The Government do not believe in cutting back during a downturn. That is why public net investment will rise from £30 billion in 2007 to £40 billion in 2009-10. It is why, in the Cabinet Office, we are providing extra funding to support charities, voluntary groups and social enterprises and the communities that they help.

Does my right hon. Friend share my belief that the public sector needs to be more creative, more ingenious and, most importantly, greener to help us to fight our way out of the recession? If he does agree, would he consider working with Smith Electric Vehicles in my constituency in order to achieve that?

My hon. Friend will also know that my constituency, Birmingham, Hodge Hill, is home to LDV, which is pioneering new products in the electric vehicles market. She can rest assured that that is a mission to which I am also passionately committed.

As my right hon. Friend knows, during the 1980s I worked as part of a primary care psychiatric team. I watched doctors prescribing antidepressants and Valium when they could have prescribed a job—if there had been jobs, people would not have been near the health service. Will he assure me that we do not believe that high unemployment is a price worth paying and that we will invest to ensure that we will not abandon a generation to Valium, videos and vodka?

My hon. Friend is absolutely right. That is why, in contrast to the early 1980s, when public net investment fell in real terms from about £16 billion to just £11 billion, we will take precisely the opposite course of action. One cannot cut one’s way out of a recession; one can only grow one’s way out of a recession. That is why this Government are committed to increasing investment, strengthening public services and doing everything possible to help those coming out of work. We do not believe that unemployment is a price worth paying, unlike the Conservative party.

As my right hon. Friend rightly defends the importance of public service, does he agree that the new guiding principle should be that no one employed from the public purse should earn more than the salary of the Prime Minister?

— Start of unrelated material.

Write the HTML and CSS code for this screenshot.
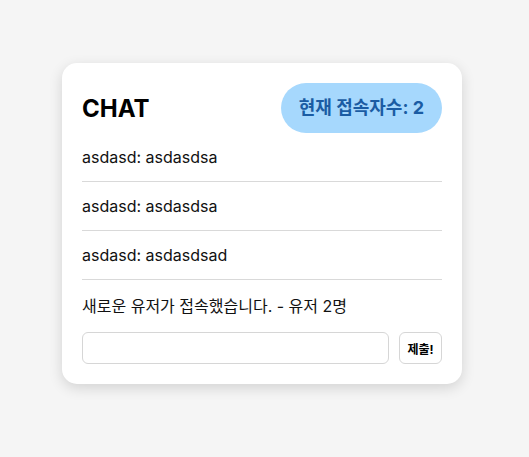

It is vital that public sector pay is constrained. That is why my right hon. Friend the Chancellor has pioneered three-year pay deals, and why it is particularly important that those leaders at the top of public life show an example. The Prime Minister announced yesterday that for the senior civil service and the judiciary we will not accept the recommendations of the Senior Salaries Review Body and we will abate increases this year to 1.5 per cent. It is important for Ministers, in particular, to show restraint, which is why Ministers will not be taking a pay rise either in their ministerial pay or in their pay as Members of this House.